_Data section_:
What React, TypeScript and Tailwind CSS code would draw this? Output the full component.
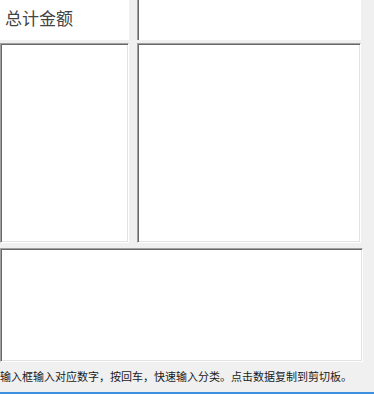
export default function App() {
  return (
    <div
      className="w-[374px] h-[394px] bg-[#f0f0f0] overflow-hidden flex flex-col"
      style={{ fontFamily: '"Noto Sans CJK SC", "Noto Sans", sans-serif' }}
    >
      {/* top row */}
      <div className="flex h-[40px] w-[361px]">
        <div className="w-[129px] bg-white pl-[5px] pt-[9px] text-[17px] text-[#444444] leading-none">
          总计金额
        </div>
        <div className="w-[8px]" />
        <div className="flex-1 bg-white border-l border-l-[#a0a0a0] shadow-[inset_1px_0_0_#696969]" />
      </div>

      {/* middle row */}
      <div className="flex h-[200px] w-[361px] mt-[3px]">
        <div className="w-[129px] bg-white border-t border-l border-t-[#a0a0a0] border-l-[#a0a0a0] border-b border-r border-b-white border-r-white shadow-[inset_1px_1px_0_#696969,inset_-1px_-1px_0_#e3e3e3]" />
        <div className="w-[8px]" />
        <div className="flex-1 bg-white border-t border-l border-t-[#a0a0a0] border-l-[#a0a0a0] border-b border-r border-b-white border-r-white shadow-[inset_1px_1px_0_#696969,inset_-1px_-1px_0_#e3e3e3]" />
      </div>

      {/* bottom box */}
      <div className="h-[114px] w-[363px] mt-[5px] bg-white border-t border-l border-t-[#a0a0a0] border-l-[#a0a0a0] border-b border-r border-b-white border-r-white shadow-[inset_1px_1px_0_#696969,inset_-1px_-1px_0_#e3e3e3]" />

      {/* status */}
      <div className="flex-1 flex items-center whitespace-nowrap text-[11px] text-[#1a1a1a] leading-none pb-[2px]">
        输入框输入对应数字，按回车，快速输入分类。点击数据复制到剪切板。
      </div>
      <div className="h-[2px] bg-[#3d8fe0]" />
    </div>
  );
}
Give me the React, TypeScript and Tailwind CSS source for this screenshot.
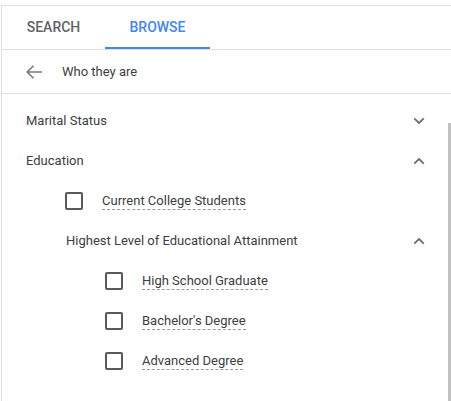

_Required task_: Transcribe each line above verbatim, with the pictures left out.

_Task response_:
What React, TypeScript and Tailwind CSS code would draw this? Output the full component.
export default function App() {
  return (
    <div
      className="w-[374px] h-[394px] bg-[#f0f0f0] overflow-hidden flex flex-col"
      style={{ fontFamily: '"Noto Sans CJK SC", "Noto Sans", sans-serif' }}
    >
      {/* top row */}
      <div className="flex h-[40px] w-[361px]">
        <div className="w-[129px] bg-white pl-[5px] pt-[9px] text-[17px] text-[#444444] leading-none">
          总计金额
        </div>
        <div className="w-[8px]" />
        <div className="flex-1 bg-white border-l border-l-[#a0a0a0] shadow-[inset_1px_0_0_#696969]" />
      </div>

      {/* middle row */}
      <div className="flex h-[200px] w-[361px] mt-[3px]">
        <div className="w-[129px] bg-white border-t border-l border-t-[#a0a0a0] border-l-[#a0a0a0] border-b border-r border-b-white border-r-white shadow-[inset_1px_1px_0_#696969,inset_-1px_-1px_0_#e3e3e3]" />
        <div className="w-[8px]" />
        <div className="flex-1 bg-white border-t border-l border-t-[#a0a0a0] border-l-[#a0a0a0] border-b border-r border-b-white border-r-white shadow-[inset_1px_1px_0_#696969,inset_-1px_-1px_0_#e3e3e3]" />
      </div>

      {/* bottom box */}
      <div className="h-[114px] w-[363px] mt-[5px] bg-white border-t border-l border-t-[#a0a0a0] border-l-[#a0a0a0] border-b border-r border-b-white border-r-white shadow-[inset_1px_1px_0_#696969,inset_-1px_-1px_0_#e3e3e3]" />

      {/* status */}
      <div className="flex-1 flex items-center whitespace-nowrap text-[11px] text-[#1a1a1a] leading-none pb-[2px]">
        输入框输入对应数字，按回车，快速输入分类。点击数据复制到剪切板。
      </div>
      <div className="h-[2px] bg-[#3d8fe0]" />
    </div>
  );
}
Give me the React, TypeScript and Tailwind CSS source for this screenshot.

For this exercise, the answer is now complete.